Second, the Initiative will convene leaders across industry, government, and civil society to align around shared priorities. Scammers benefit when sectors operate in silos. Stronger coordination can help organizations identify common challenges, learn from one another, and pursue prevention strategies that are more effective than isolated efforts alone.
Third, Aspen FSP will advance practical solutions and recommendations that make scams harder to carry out and easier to disrupt. This work may include improving information-sharing practices, strengthening tools for detecting and stopping scam activity, supporting better reporting and analysis, and identifying legal or operational barriers that prevent responsible actors from moving quickly.
Fourth, the Initiative will help sustain public and private sector attention on scam prevention as a national priority. Scams impose enormous costs on households, businesses, communities, and governments. Reducing that harm will require sustained leadership over time, not only during moments of crisis.
Fraud and scams are often described as consumer crimes. They are also a threat to household financial security, trust in the digital economy, and national resilience. In many cases, the money stolen from Americans funds transnational criminal networks that are difficult to identify, disrupt, and prosecute.
No single agency, company, or sector can solve this problem alone. Progress will depend on stronger collaboration, shared responsibility, and systems that can keep pace with the threat.

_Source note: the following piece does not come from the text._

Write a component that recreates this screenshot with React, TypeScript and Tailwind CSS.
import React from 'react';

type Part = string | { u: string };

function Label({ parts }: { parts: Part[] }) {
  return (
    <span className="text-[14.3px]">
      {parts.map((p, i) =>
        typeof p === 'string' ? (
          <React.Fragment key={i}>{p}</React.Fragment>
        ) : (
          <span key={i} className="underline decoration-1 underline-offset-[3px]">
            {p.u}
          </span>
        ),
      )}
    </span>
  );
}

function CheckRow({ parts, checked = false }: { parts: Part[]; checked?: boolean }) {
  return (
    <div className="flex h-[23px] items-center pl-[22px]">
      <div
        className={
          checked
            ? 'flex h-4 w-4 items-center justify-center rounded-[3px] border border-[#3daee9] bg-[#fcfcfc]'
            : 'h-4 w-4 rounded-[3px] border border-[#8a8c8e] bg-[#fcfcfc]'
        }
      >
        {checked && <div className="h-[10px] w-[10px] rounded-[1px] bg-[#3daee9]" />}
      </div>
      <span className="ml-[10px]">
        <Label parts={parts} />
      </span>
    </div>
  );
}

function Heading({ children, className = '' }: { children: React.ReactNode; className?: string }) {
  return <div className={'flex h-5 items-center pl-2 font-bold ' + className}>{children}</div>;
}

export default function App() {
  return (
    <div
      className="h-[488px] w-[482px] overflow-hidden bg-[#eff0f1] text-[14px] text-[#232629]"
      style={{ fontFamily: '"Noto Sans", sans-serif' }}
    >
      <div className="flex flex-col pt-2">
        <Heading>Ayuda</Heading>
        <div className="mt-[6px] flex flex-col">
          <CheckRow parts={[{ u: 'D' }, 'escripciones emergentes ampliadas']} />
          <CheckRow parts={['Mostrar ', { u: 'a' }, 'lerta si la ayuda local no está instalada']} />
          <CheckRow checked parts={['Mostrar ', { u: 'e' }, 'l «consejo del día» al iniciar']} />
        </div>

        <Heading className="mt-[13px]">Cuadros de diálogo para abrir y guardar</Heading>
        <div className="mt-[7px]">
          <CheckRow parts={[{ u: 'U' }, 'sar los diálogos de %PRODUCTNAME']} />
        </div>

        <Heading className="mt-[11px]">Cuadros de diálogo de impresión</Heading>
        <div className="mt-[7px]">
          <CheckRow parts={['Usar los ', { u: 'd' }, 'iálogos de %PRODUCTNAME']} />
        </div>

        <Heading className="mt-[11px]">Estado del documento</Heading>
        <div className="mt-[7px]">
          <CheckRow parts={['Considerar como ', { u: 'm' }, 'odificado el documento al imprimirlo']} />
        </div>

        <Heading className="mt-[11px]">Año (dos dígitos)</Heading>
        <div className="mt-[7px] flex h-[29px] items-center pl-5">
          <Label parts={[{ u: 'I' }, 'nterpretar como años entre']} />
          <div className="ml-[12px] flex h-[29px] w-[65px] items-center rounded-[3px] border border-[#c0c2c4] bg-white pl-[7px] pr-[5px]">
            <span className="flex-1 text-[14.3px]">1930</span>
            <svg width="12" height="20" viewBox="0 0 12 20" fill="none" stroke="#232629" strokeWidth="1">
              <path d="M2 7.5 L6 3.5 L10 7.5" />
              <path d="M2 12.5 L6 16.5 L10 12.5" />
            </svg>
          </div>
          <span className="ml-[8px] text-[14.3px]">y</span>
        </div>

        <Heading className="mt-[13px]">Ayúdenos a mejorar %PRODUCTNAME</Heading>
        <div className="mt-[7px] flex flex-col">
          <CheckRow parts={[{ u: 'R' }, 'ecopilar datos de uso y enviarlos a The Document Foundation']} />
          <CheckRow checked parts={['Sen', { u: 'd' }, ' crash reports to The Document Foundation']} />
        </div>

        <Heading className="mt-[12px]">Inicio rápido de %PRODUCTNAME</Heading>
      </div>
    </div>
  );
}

The Task Force helped establish the strategy. The Scam Prevention Initiative will focus on the work that comes next: turning alignment into action, supporting practical solutions, and building the systems needed to reduce the scale and severity of scams affecting American households.
Every day that scammers exploit gaps across the ecosystem, more people lose money, trust, and security. The work ahead is complex, but the direction is clear. America needs a coordinated response to scams. The Scam Prevention Initiative is Aspen FSP’s next step in helping build it.